Le pétrole de schiste américain ne pourrait pas faire contrepoids ?

Donald Trump est le premier à demander à Riyad de maintenir les cours du pétrole aux alentours de 70 ou 80 dollars le baril. Car il existe aujourd’hui un étranglement sur le marché du pétrole de schiste, non pas tant en raison de problèmes de production que de distribution.

Aujourd’hui, même si cela paraît paradoxal, l’Arabie saoudite reste pour les Occidentaux un élément de stabilité.

Vous pensez donc que l’Union européenne ne mettra pas de sanctions en oeuvre ?
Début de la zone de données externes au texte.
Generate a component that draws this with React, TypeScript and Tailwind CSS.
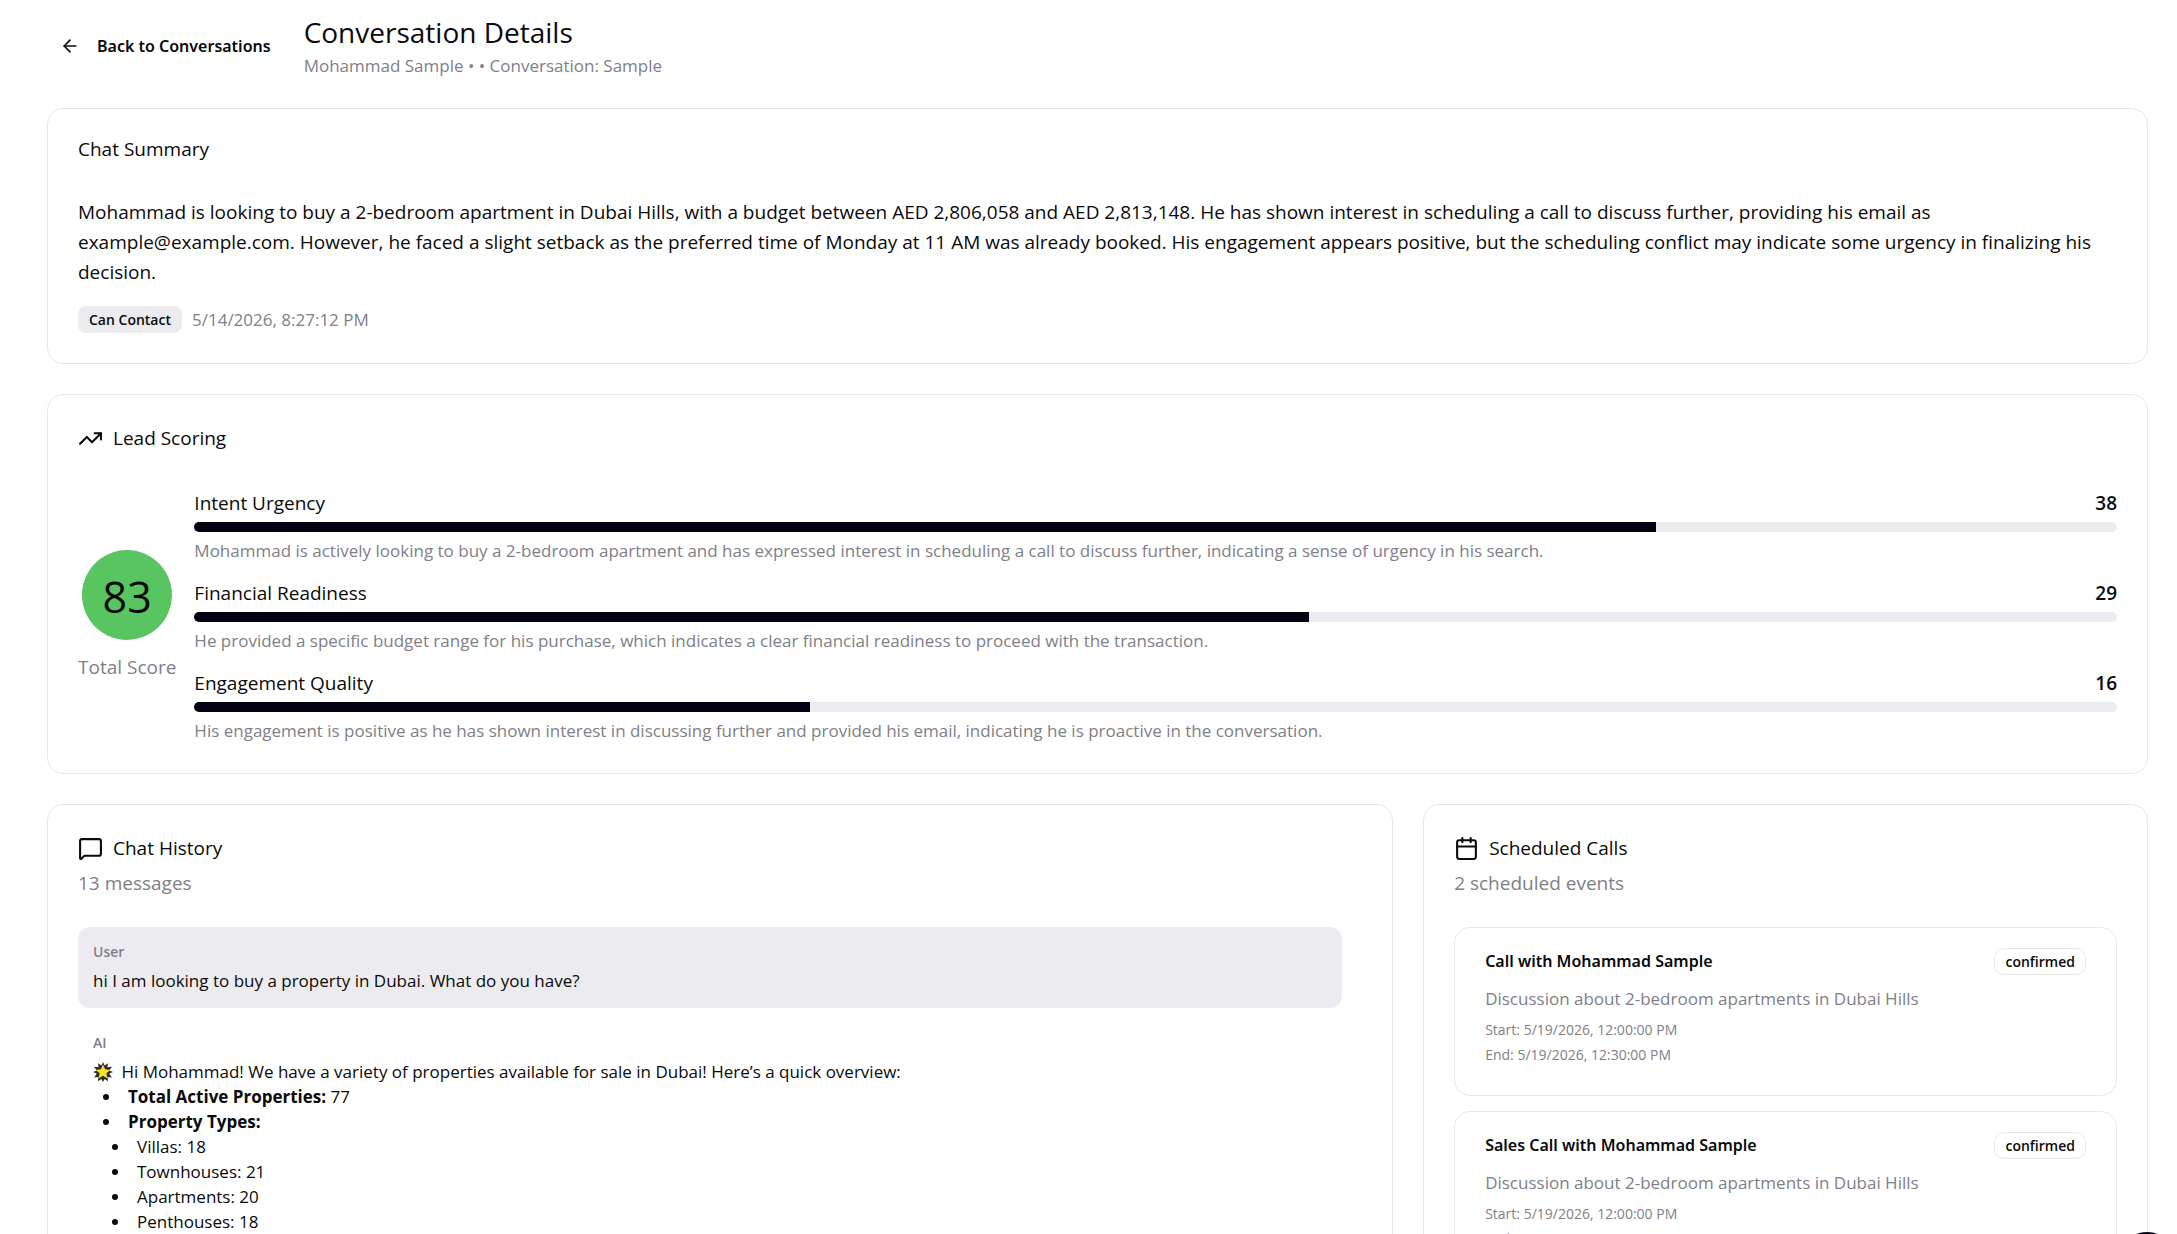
import { ArrowLeft, Calendar, MessageSquare, TrendingUp } from "lucide-react";

const scores = [
  {
    label: "Intent Urgency",
    value: 38,
    percent: 76,
    note: "Mohammad is actively looking to buy a 2-bedroom apartment and has expressed interest in scheduling a call to discuss further, indicating a sense of urgency in his search.",
  },
  {
    label: "Financial Readiness",
    value: 29,
    percent: 58,
    note: "He provided a specific budget range for his purchase, which indicates a clear financial readiness to proceed with the transaction.",
  },
  {
    label: "Engagement Quality",
    value: 16,
    percent: 32,
    note: "His engagement is positive as he has shown interest in discussing further and provided his email, indicating he is proactive in the conversation.",
  },
];

const propertyTypes = [
  "Villas: 18",
  "Townhouses: 21",
  "Apartments: 20",
  "Penthouses: 18",
];

const calls = [
  {
    title: "Call with Mohammad Sample",
    description: "Discussion about 2-bedroom apartments in Dubai Hills",
    start: "5/19/2026, 12:00:00 PM",
    end: "5/19/2026, 12:30:00 PM",
  },
  {
    title: "Sales Call with Mohammad Sample",
    description: "Discussion about 2-bedroom apartments in Dubai Hills",
    start: "5/19/2026, 12:00:00 PM",
    end: "5/19/2026, 12:30:00 PM",
  },
];

function GlowingStar() {
  return (
    <svg viewBox="0 0 20 20" className="inline-block size-5 mr-1 align-[-4px]" aria-hidden="true">
      <path
        d="M10 0l1.6 3.4L15 1.3l-.6 3.9 4.6-.4-2.8 3.6L20 10l-3.8 1.6 2.6 3.8-4.2-.4.4 4.2-3.4-2.2L10 20l-1.6-3L5 19.2l.4-4.2-4.2.4 2.6-3.8L0 10l3.8-1.6L1 4.8l4.6.4L5 1.3l3.4 2.1z"
        fill="#2b2b2b"
      />
      <path
        d="M10 2.6l2.1 4.7 5.1.6-3.8 3.4 1.1 5.1-4.5-2.6-4.5 2.6 1.1-5.1-3.8-3.4 5.1-.6z"
        fill="#f7e12b"
      />
    </svg>
  );
}

function Summary() {
  return (
    <section className="border border-[#e8e8e8] rounded-2xl p-[30px]">
      <h2 className="leading-5">Chat Summary</h2>
      <p className="mt-[38px]">
        Mohammad is looking to buy a 2-bedroom apartment in Dubai Hills, with a
        budget between AED 2,806,058 and AED 2,813,148. He has shown interest in
        scheduling a call to discuss further, providing his email as
        example@example.com. However, he faced a slight setback as the preferred
        time of Monday at 11 AM was already booked. His engagement appears
        positive, but the scheduling conflict may indicate some urgency in
        finalizing his decision.
      </p>
      <div className="flex items-center gap-[10px] mt-[19px]">
        <span className="bg-[#ececf0] rounded-lg px-[11px] text-sm leading-[27px] font-semibold">
          Can Contact
        </span>
        <span className="text-[17px] leading-[25px] text-[#808087]">
          5/14/2026, 8:27:12 PM
        </span>
      </div>
    </section>
  );
}

function LeadScoring() {
  return (
    <section className="border border-[#e8e8e8] rounded-2xl p-[30px]">
      <h2 className="flex items-center gap-[10px] leading-[26px]">
        <TrendingUp className="size-[25px]" />
        Lead Scoring
      </h2>
      <div className="flex items-center gap-[18px] mt-[37px]">
        <div className="flex flex-col items-center gap-3">
          <div className="size-[90px] pt-1 rounded-full bg-[#59c561] flex items-center justify-center text-[43px]">
            83
          </div>
          <div className="text-[#808087] whitespace-nowrap">Total Score</div>
        </div>
        <div className="flex-1 flex flex-col gap-[15px]">
          {scores.map((score) => (
            <div key={score.label}>
              <div className="flex justify-between">
                <span>{score.label}</span>
                <span className="font-semibold">{score.value}</span>
              </div>
              <div className="h-[10px] mt-1 rounded-full bg-[#ececf0] overflow-hidden">
                <div
                  className="h-full bg-[#030213]"
                  style={{ width: `${score.percent}%` }}
                />
              </div>
              <p className="mt-[6px] text-[17px] leading-[25px] text-[#808087]">
                {score.note}
              </p>
            </div>
          ))}
        </div>
      </div>
    </section>
  );
}

function ChatHistory() {
  return (
    <section className="border border-[#e8e8e8] rounded-2xl p-[30px]">
      <h2 className="flex items-center gap-[10px] leading-[26px]">
        <MessageSquare className="size-[25px]" />
        Chat History
      </h2>
      <p className="mt-[7px] text-[#808087]">13 messages</p>
      <div className="flex flex-col gap-[10px] mt-[29px] mr-5">
        <div className="bg-[#ececf0] rounded-xl p-[15px]">
          <div className="text-sm leading-5 font-semibold text-[#808087]">User</div>
          <p className="mt-[6px] text-[17px] leading-[25px]">
            hi I am looking to buy a property in Dubai. What do you have?
          </p>
        </div>
        <div className="p-[15px]">
          <div className="text-sm leading-5 font-semibold text-[#808087]">AI</div>
          <div className="mt-[6px] text-[17px] leading-[25px]">
            <p>
              <GlowingStar /> Hi Mohammad! We have a variety of properties
              available for sale in Dubai! Here’s a quick overview:
            </p>
            <ul className="list-disc pl-[29px]">
              <li className="pl-[6px]">
                <strong>Total Active Properties:</strong> 77
              </li>
              <li className="pl-[6px]">
                <strong>Property Types:</strong>
                <ul className="list-disc pl-[3px]">
                  {propertyTypes.map((type) => (
                    <li key={type} className="pl-[6px]">
                      {type}
                    </li>
                  ))}
                </ul>
              </li>
            </ul>
          </div>
        </div>
      </div>
    </section>
  );
}

function ScheduledCalls() {
  return (
    <section className="border border-[#e8e8e8] rounded-2xl p-[30px]">
      <h2 className="flex items-center gap-[10px] leading-[26px]">
        <Calendar className="size-[25px]" />
        Scheduled Calls
      </h2>
      <p className="mt-[7px] text-[#808087]">2 scheduled events</p>
      <div className="flex flex-col gap-[15px] mt-[29px]">
        {calls.map((call) => (
          <article
            key={call.title}
            className="border border-[#e8e8e8] rounded-2xl px-[30px] pt-5 pb-[30px]"
          >
            <div className="flex items-center justify-between">
              <h3 className="font-['Noto_Sans',sans-serif] text-base leading-[25px] font-semibold">
                {call.title}
              </h3>
              <span className="border border-[#e8e8e8] rounded-[10px] px-[10px] text-sm leading-[25px] font-semibold">
                confirmed
              </span>
            </div>
            <p className="mt-[11px] text-[17px] leading-[25px] text-[#808087]">
              {call.description}
            </p>
            <div className="flex flex-col gap-[5px] mt-[9px] text-sm leading-5 text-[#808087]">
              <div>Start: {call.start}</div>
              <div>End: {call.end}</div>
            </div>
          </article>
        ))}
      </div>
    </section>
  );
}

export default function App() {
  return (
    <div className="h-screen overflow-hidden bg-white text-[#0a0a0a] text-[19px] leading-[30px] font-['Open_Sans',sans-serif] pl-[47px] pr-[29px] pt-[14px]">
      <header className="flex items-center">
        <button
          type="button"
          className="flex items-center gap-[17px] px-[13px] font-['Noto_Sans',sans-serif] text-base leading-[25px] font-semibold"
        >
          <ArrowLeft className="size-5" />
          Back to Conversations
        </button>
        <div className="ml-5">
          <h1 className="text-[28px] leading-[37px]">Conversation Details</h1>
          <p className="mt-[2px] text-[17px] leading-[25px] text-[#808087]">
            Mohammad Sample • • Conversation: Sample
          </p>
        </div>
      </header>
      <main className="flex flex-col gap-[30px] mt-[30px]">
        <Summary />
        <LeadScoring />
        <div className="grid grid-cols-[13fr_7fr] items-start gap-[30px]">
          <ChatHistory />
          <ScheduledCalls />
        </div>
      </main>
      <button
        type="button"
        aria-label="Help"
        className="fixed right-0 -bottom-[58px] size-[60px] rounded-full bg-[#030213]"
      />
    </div>
  );
}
Tout d’abord, des sanctions, cela ne se décrète pas comme ça. Et l’Union européenne ne fait pas montre pour l’instant d’une grande unité. Angela Merkel a certes décrété le gel des ventes d’armes allemandes. Mais l’Allemagne vend très peu d’armes. Le Royaume-Uni qui est le premier fournisseur d’armes de l’Arabie saoudite et la France, également fournisseur important, se sont fait plus discrets, affirmant attendre d’avoir des preuves.

Il paraît également peu probable d’imposer des sanctions européennes sans sanctions américaines. En outre, l’Arabie saoudite, c’est non seulement le pétrole, mais aussi un marché potentiel important pour les entreprises européennes, lesquelles se battent avec acharnement pour conquérir ce marché. L’Arabie saoudite, c’est également un fond d’investissement qui a beaucoup de moyens et c’est aussi, on le mentionne assez peu, un pays qui finance le tiers de l’opération anti-djihad au Sahel.

Au final, quel est l’avenir de MBS après l’affaire Khashoggi. Est-il réellement fragilisé ?

C’est très difficile à dire, car MBS avait fait le ménage voici un an avec l’opération du Ritz. Mais nous avons assisté récemment à la rentrée au pays d’un des deux frères du vieux roi qui habitait à Londres. Le roi Salmane a également reconstitué autour de lui un comité des sages qui n’est composé que de membres de sa génération. Les mystères de la cour saoudienne restent épais.